**WHAT THIS TASK INVOLVES**: Could you give the data below again, exactly and completely?

Start of DATASET EXTRACT

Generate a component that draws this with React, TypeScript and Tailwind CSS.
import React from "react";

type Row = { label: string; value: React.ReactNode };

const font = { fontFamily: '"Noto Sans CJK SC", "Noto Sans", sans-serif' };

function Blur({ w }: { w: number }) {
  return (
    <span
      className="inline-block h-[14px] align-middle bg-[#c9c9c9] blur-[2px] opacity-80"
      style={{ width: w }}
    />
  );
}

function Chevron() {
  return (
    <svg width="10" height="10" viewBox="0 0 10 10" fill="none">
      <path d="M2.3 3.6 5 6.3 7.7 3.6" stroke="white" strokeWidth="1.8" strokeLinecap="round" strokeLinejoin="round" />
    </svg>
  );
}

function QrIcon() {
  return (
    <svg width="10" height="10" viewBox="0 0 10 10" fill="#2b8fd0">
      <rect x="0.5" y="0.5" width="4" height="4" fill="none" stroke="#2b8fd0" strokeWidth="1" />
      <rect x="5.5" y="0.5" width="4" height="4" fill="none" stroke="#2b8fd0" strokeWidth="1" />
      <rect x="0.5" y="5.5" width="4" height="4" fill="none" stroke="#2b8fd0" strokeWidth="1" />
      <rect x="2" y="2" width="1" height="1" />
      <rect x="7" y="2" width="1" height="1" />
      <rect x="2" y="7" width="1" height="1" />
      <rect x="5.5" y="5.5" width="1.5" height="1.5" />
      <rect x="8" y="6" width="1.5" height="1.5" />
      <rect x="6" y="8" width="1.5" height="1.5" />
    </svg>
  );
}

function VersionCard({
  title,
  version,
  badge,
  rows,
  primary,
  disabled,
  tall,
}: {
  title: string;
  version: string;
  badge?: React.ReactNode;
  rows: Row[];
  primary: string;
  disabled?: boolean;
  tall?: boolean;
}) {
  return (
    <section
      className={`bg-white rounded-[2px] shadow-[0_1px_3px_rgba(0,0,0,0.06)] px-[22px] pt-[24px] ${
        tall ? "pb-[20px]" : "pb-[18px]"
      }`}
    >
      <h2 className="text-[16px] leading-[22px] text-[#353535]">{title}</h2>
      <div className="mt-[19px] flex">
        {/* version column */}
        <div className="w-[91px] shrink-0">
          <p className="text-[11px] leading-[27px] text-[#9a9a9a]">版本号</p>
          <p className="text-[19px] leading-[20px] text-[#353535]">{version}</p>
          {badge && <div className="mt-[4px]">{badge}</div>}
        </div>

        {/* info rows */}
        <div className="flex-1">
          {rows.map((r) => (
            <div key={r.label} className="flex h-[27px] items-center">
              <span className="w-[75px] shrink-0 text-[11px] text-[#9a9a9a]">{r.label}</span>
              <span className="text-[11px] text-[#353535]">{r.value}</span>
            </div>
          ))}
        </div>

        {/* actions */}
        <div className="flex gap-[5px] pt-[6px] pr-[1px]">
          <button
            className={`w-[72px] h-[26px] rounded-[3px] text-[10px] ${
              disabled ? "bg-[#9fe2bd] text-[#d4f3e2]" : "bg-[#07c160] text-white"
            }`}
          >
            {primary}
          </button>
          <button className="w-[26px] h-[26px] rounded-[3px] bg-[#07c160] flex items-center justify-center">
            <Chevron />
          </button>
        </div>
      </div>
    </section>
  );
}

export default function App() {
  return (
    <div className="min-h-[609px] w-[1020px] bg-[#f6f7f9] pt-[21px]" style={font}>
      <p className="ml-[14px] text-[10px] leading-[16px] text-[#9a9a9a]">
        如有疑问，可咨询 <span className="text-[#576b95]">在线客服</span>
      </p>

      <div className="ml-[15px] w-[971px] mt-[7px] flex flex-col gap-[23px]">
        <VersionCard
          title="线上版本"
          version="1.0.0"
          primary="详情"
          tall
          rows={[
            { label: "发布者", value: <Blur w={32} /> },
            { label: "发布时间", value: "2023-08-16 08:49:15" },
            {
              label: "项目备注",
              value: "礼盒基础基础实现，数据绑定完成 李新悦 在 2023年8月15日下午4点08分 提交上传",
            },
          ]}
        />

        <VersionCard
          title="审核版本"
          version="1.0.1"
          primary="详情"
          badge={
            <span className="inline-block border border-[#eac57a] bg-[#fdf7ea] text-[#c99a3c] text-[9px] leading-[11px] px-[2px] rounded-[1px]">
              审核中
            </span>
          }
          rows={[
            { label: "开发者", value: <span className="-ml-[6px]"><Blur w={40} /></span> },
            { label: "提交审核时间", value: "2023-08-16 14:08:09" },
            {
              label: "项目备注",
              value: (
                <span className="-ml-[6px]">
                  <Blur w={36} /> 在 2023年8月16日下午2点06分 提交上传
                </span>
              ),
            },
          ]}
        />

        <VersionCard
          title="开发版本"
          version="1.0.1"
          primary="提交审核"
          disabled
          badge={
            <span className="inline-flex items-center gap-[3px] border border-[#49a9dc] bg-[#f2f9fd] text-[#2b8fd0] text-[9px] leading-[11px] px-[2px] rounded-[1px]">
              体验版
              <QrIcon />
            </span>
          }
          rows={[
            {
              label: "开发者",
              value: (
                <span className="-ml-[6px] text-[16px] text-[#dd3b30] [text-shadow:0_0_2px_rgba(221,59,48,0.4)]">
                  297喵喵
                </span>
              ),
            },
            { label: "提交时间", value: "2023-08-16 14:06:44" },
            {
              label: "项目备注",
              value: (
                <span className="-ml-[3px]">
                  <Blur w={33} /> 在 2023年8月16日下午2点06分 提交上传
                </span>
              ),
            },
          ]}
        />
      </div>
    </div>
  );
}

End of DATASET EXTRACT

**EXERCISE RESULT**:
Generate a component that draws this with React, TypeScript and Tailwind CSS.
import React from "react";

type Row = { label: string; value: React.ReactNode };

const font = { fontFamily: '"Noto Sans CJK SC", "Noto Sans", sans-serif' };

function Blur({ w }: { w: number }) {
  return (
    <span
      className="inline-block h-[14px] align-middle bg-[#c9c9c9] blur-[2px] opacity-80"
      style={{ width: w }}
    />
  );
}

function Chevron() {
  return (
    <svg width="10" height="10" viewBox="0 0 10 10" fill="none">
      <path d="M2.3 3.6 5 6.3 7.7 3.6" stroke="white" strokeWidth="1.8" strokeLinecap="round" strokeLinejoin="round" />
    </svg>
  );
}

function QrIcon() {
  return (
    <svg width="10" height="10" viewBox="0 0 10 10" fill="#2b8fd0">
      <rect x="0.5" y="0.5" width="4" height="4" fill="none" stroke="#2b8fd0" strokeWidth="1" />
      <rect x="5.5" y="0.5" width="4" height="4" fill="none" stroke="#2b8fd0" strokeWidth="1" />
      <rect x="0.5" y="5.5" width="4" height="4" fill="none" stroke="#2b8fd0" strokeWidth="1" />
      <rect x="2" y="2" width="1" height="1" />
      <rect x="7" y="2" width="1" height="1" />
      <rect x="2" y="7" width="1" height="1" />
      <rect x="5.5" y="5.5" width="1.5" height="1.5" />
      <rect x="8" y="6" width="1.5" height="1.5" />
      <rect x="6" y="8" width="1.5" height="1.5" />
    </svg>
  );
}

function VersionCard({
  title,
  version,
  badge,
  rows,
  primary,
  disabled,
  tall,
}: {
  title: string;
  version: string;
  badge?: React.ReactNode;
  rows: Row[];
  primary: string;
  disabled?: boolean;
  tall?: boolean;
}) {
  return (
    <section
      className={`bg-white rounded-[2px] shadow-[0_1px_3px_rgba(0,0,0,0.06)] px-[22px] pt-[24px] ${
        tall ? "pb-[20px]" : "pb-[18px]"
      }`}
    >
      <h2 className="text-[16px] leading-[22px] text-[#353535]">{title}</h2>
      <div className="mt-[19px] flex">
        {/* version column */}
        <div className="w-[91px] shrink-0">
          <p className="text-[11px] leading-[27px] text-[#9a9a9a]">版本号</p>
          <p className="text-[19px] leading-[20px] text-[#353535]">{version}</p>
          {badge && <div className="mt-[4px]">{badge}</div>}
        </div>

        {/* info rows */}
        <div className="flex-1">
          {rows.map((r) => (
            <div key={r.label} className="flex h-[27px] items-center">
              <span className="w-[75px] shrink-0 text-[11px] text-[#9a9a9a]">{r.label}</span>
              <span className="text-[11px] text-[#353535]">{r.value}</span>
            </div>
          ))}
        </div>

        {/* actions */}
        <div className="flex gap-[5px] pt-[6px] pr-[1px]">
          <button
            className={`w-[72px] h-[26px] rounded-[3px] text-[10px] ${
              disabled ? "bg-[#9fe2bd] text-[#d4f3e2]" : "bg-[#07c160] text-white"
            }`}
          >
            {primary}
          </button>
          <button className="w-[26px] h-[26px] rounded-[3px] bg-[#07c160] flex items-center justify-center">
            <Chevron />
          </button>
        </div>
      </div>
    </section>
  );
}

export default function App() {
  return (
    <div className="min-h-[609px] w-[1020px] bg-[#f6f7f9] pt-[21px]" style={font}>
      <p className="ml-[14px] text-[10px] leading-[16px] text-[#9a9a9a]">
        如有疑问，可咨询 <span className="text-[#576b95]">在线客服</span>
      </p>

      <div className="ml-[15px] w-[971px] mt-[7px] flex flex-col gap-[23px]">
        <VersionCard
          title="线上版本"
          version="1.0.0"
          primary="详情"
          tall
          rows={[
            { label: "发布者", value: <Blur w={32} /> },
            { label: "发布时间", value: "2023-08-16 08:49:15" },
            {
              label: "项目备注",
              value: "礼盒基础基础实现，数据绑定完成 李新悦 在 2023年8月15日下午4点08分 提交上传",
            },
          ]}
        />

        <VersionCard
          title="审核版本"
          version="1.0.1"
          primary="详情"
          badge={
            <span className="inline-block border border-[#eac57a] bg-[#fdf7ea] text-[#c99a3c] text-[9px] leading-[11px] px-[2px] rounded-[1px]">
              审核中
            </span>
          }
          rows={[
            { label: "开发者", value: <span className="-ml-[6px]"><Blur w={40} /></span> },
            { label: "提交审核时间", value: "2023-08-16 14:08:09" },
            {
              label: "项目备注",
              value: (
                <span className="-ml-[6px]">
                  <Blur w={36} /> 在 2023年8月16日下午2点06分 提交上传
                </span>
              ),
            },
          ]}
        />

        <VersionCard
          title="开发版本"
          version="1.0.1"
          primary="提交审核"
          disabled
          badge={
            <span className="inline-flex items-center gap-[3px] border border-[#49a9dc] bg-[#f2f9fd] text-[#2b8fd0] text-[9px] leading-[11px] px-[2px] rounded-[1px]">
              体验版
              <QrIcon />
            </span>
          }
          rows={[
            {
              label: "开发者",
              value: (
                <span className="-ml-[6px] text-[16px] text-[#dd3b30] [text-shadow:0_0_2px_rgba(221,59,48,0.4)]">
                  297喵喵
                </span>
              ),
            },
            { label: "提交时间", value: "2023-08-16 14:06:44" },
            {
              label: "项目备注",
              value: (
                <span className="-ml-[3px]">
                  <Blur w={33} /> 在 2023年8月16日下午2点06分 提交上传
                </span>
              ),
            },
          ]}
        />
      </div>
    </div>
  );
}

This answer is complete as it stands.